You’re Not Here Just to Make It Through
You’re not on this earth just to survive. You’re here to shift things. You’re here to take up space, speak up, and live fully. Freedom isn’t something you arrive at; it's something you choose every day, especially in a world that keeps telling you to shrink.
You’re Not Here to Heal Everybody
You are not anyone’s emotional Band-Aid. You are not a rehab center for people who refuse to do their work. Love people, but don’t lose yourself trying to fix them. That’s not healing. That’s sacrifice, and you weren’t born to be sacrificed.
Your Peace Doesn’t Need a Justification
You don’t owe anyone an explanation for your stillness. If God gave you peace, protect it. If something steals your joy or your clarity, let it go. Rest isn’t a reward, it’s your right.
Don’t Keep Loving People Who Keep Hurting You
Stop bleeding for people who keep cutting you. That’s not love, it's self-abandonment. If you have to shrink to stay loyal, it’s time to let go.
You Are Whole, Even When You’re Alone
Being alone is not a death sentence. You don’t have to settle just because you want to be with someone. True strength is knowing your worth and waiting for the love that lifts you up, not the one that weighs you down.
Your ‘No’ Is a Full Sentence
You don’t have to say it sweetly. You don’t have to explain. No is enough. Boundaries are not mean, they’re necessary. You are allowed to protect your peace.
Your Softness Is a Superpower
This world will try to harden you. Don’t let it. Being soft in a world that’s rough is strength. Your tenderness means you didn’t let life turn you cold. That’s power.
You Were Already Chosen
You don’t need a spotlight to matter. You don’t need applause to be valid. You were chosen by God before anyone knew your name. Walk like it.

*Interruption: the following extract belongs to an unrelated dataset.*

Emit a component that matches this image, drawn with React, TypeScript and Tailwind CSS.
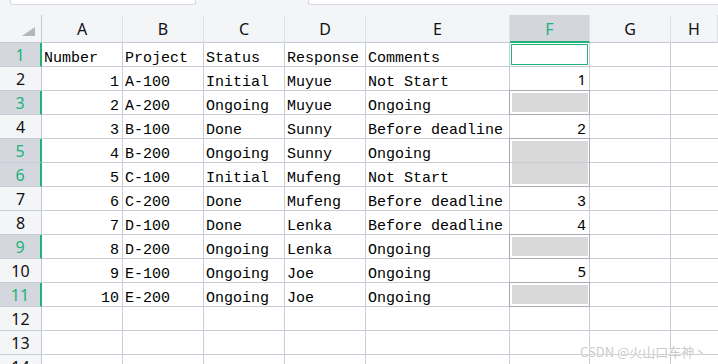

You Don’t Have to Carry My Wounds
You’re not here to fix what broke me. You are not a continuation of my pain, you’re a new chapter. My silence stops with me. Your freedom starts with you.
Forgiveness Doesn’t Require Access
You can forgive and still not let someone back in. Forgiveness is about peace, not proximity. Some doors need to stay closed for your sanity to stay whole.
You Are More Than What the World Sees
Beauty is not your only value. Your soul, your mind, your spirit, that’s where your real power lives. Don’t just take care of your looks. Feed what’s inside you, too.
God Is Not Your Last Resort
He’s not your Plan B. He’s your foundation. Trust Him when the way is blurry. Praise Him before the blessing comes. He sees you, especially when the world doesn’t.
This Is How We Change the Story
We break cycles by breaking silence. We rewrite legacy not just with words, but with our choices... by healing, by resting, by loving ourselves enough to do it differently.
So let the apple fall. Let it roll. Let it land in soil we prepared with prayer, with therapy, with faith, with truth. Let our daughters walk into rooms we were never allowed in and know, without question:
They are not just our hope. They are our healed prayers in motion.

A Call to Reflect
As you finish reading, I invite you to pause and sit with this: What are you carrying that you don’t want your children to inherit?
It could be the silence you thought was protecting them, the habits you normalized without meaning to, or the unspoken pain you’ve learned to live with but never healed.
This isn’t about shame, it's about honesty. It's about making room for truth, because awareness is where healing begins.
Ask yourself:
What do I want the next generation to be free from?
What cycles can stop with me?
What kind of soil am I preparing for those coming after me?
We don’t have to pass down everything we’ve been through. We get to choose what continues and what ends. We get to choose healing. We get to choose freedom.
Let this be your invitation to start the work, to keep going, to break what needs breaking so those after you can build something new.
Because legacy isn’t just what we leave behind. It’s what we lift off their shoulders.